La formazione iniziale di Cagliari mal si concilia con il verbo calcistico e la filosofia di De Zerbi.

La sensazione è che sia figlia di confronti, consulenze presidenziali, valutazioni collegiali. Retaggio di scorie nella testa del tecnico. Timori, contingenze, pressioni mediatiche, peso specifico del match. Tutti fattori che potrebbero  aver soffocato alcune scelte orientandone altre.

4-1-4-1 schiacciato a protezione della propria area, votato esclusivamente al contenimento ed alla densità  in perfetta antitesi con il De Zerbi pensiero. Aleesami bloccato a vantaggio di un Quaison anonimo in fase di spinta, rovinoso in copertura. La rinuncia a Gazzi, Bruno Henrique e Diamanti. Unici ad incarnare i concetti di sagacia, fosforo e qualità. L’ostinarsi su Hjliemark e Chochev, scolastici, ordinari e compassati, sui cui datati margini di miglioramento è legittimo iniziare a dubitare.
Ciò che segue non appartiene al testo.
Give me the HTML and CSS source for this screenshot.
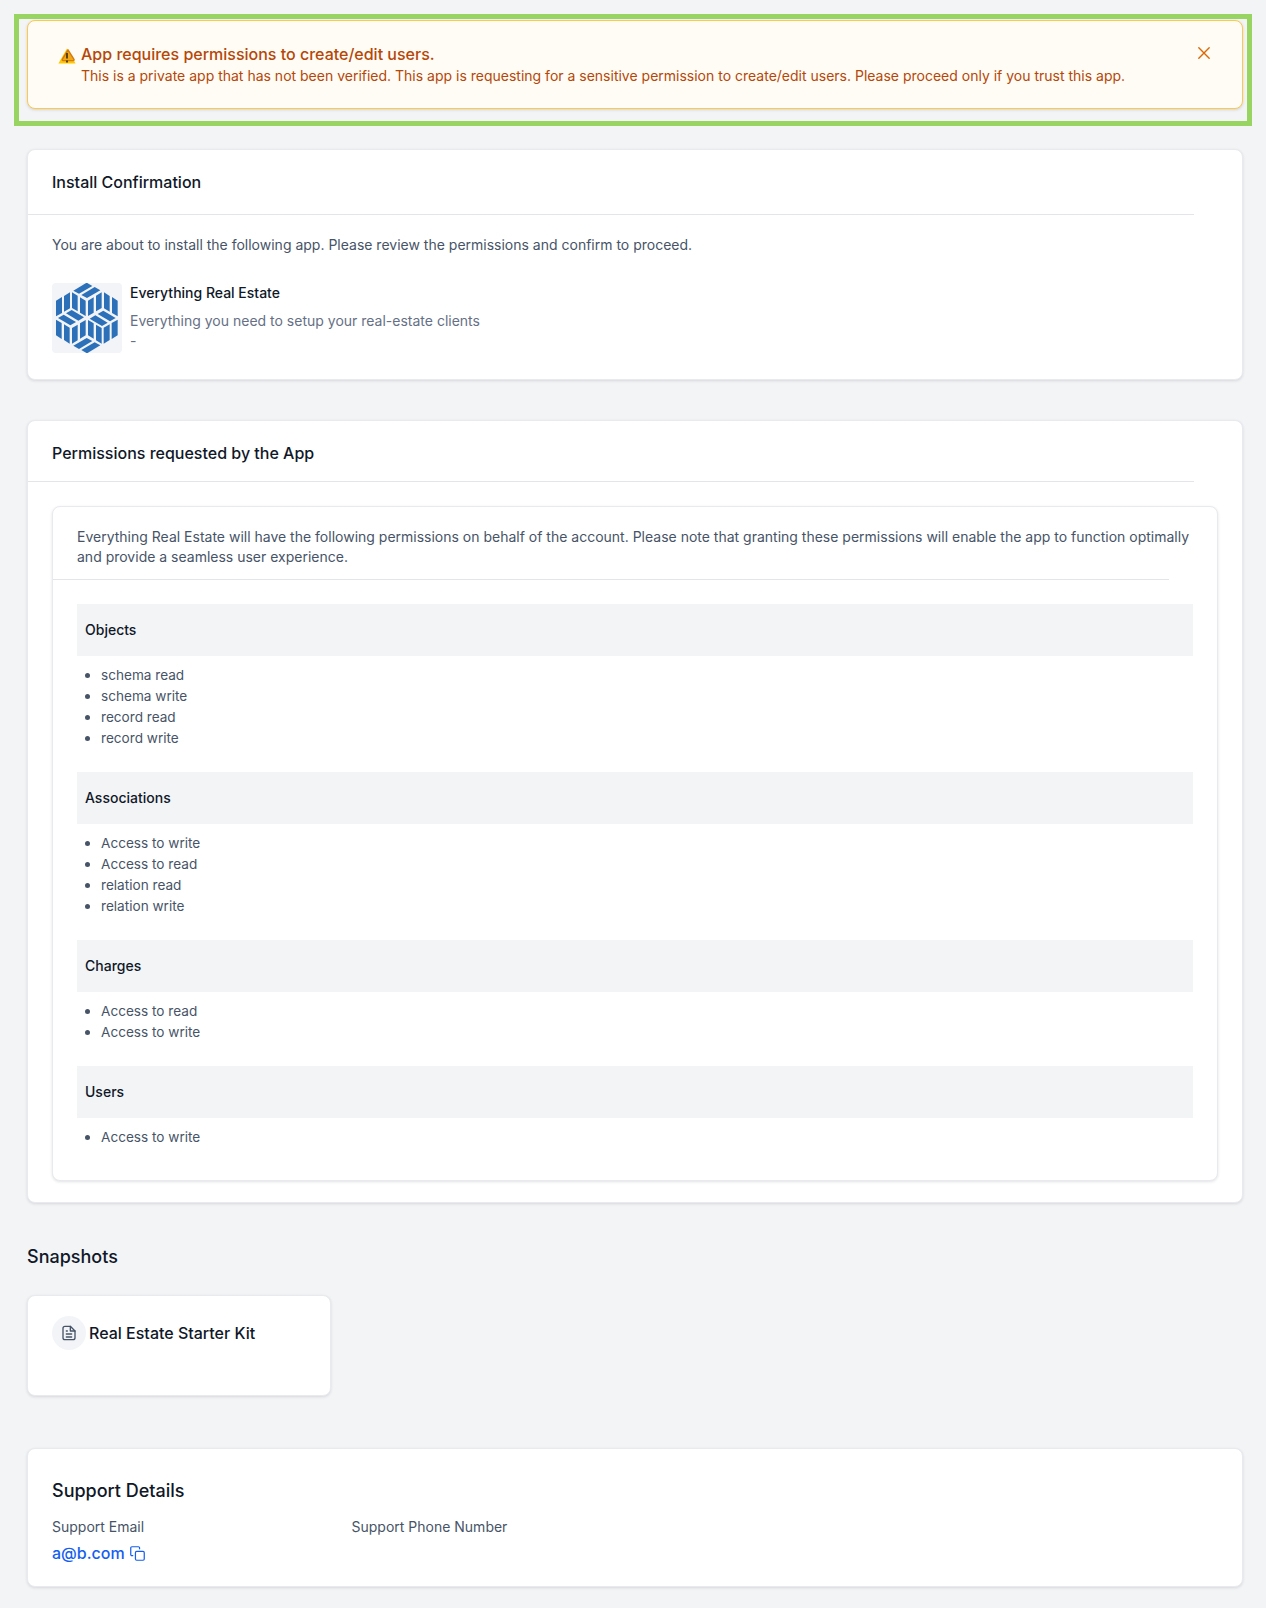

L’incognita Embalo, l’encomiabile Nestorovski a dimenarsi stoicamente abbandonato al suo destino.

L’ espressione del tecnico, dopo il primo tempo a reti bianche, era eloquente. Poi Quaison, a difesa schieratissima, si perde Dessena. L’errore individuale marchiano stronca ogni assetto e strategia. Reiteratosi poco dopo. Il doppio vantaggio sardo è una sentenza. Se ti rannicchi timoroso e pavido su te stesso, dieci sotto la linea della palla, i cazzotti li prendi uguale. Oggi sbaglia Quaison, ieri Posavec, Rajkovic, Andelkovic, Embalo, Aleesami, Goldaniga. Domani chissà. La caratura dei singoli determina. Qualità ed esperienza delineano le gerarchie. Ingresso di Diamanti e Bruno Henrique, passaggio al 4-3-2-1, baricentro alzato di venti metri, fraseggio avvolgente e ragionato, terzini che sovrappongono, interni che vanno dentro, almeno ci provano. De Zerbi ridisegna la sua squadra, fa pace con se stesso. Il Palermo accorcia ma non basta. Mancano tempo e risorse

Morale della favola: non esiste  strategia conservativa, prudente, attendista, che possa sopperire ai limiti strutturali di collettivo e singoli interpreti,  garantendo la conquista di punti. Il mercato sembra l’unica ancora di salvezza ma gennaio è lontano. La ricerca di un gioco propositivo ed audace, con i dovuti accorgimenti, ci sembra l’unica strada logica per  acquisire un livello di competitività credibile. Non rinunciando a priori ad inseguire una salvezza realisticamente molto complicata.

O si ha piena fiducia nel verbo calcistico del tecnico, legittimandone principi ed autorevolezza agli occhi del gruppo, o si cambia manico se questi presupposti iniziano a vacillare. Confermare De Zerbi commissariandone idee e gestione non è una grande idea.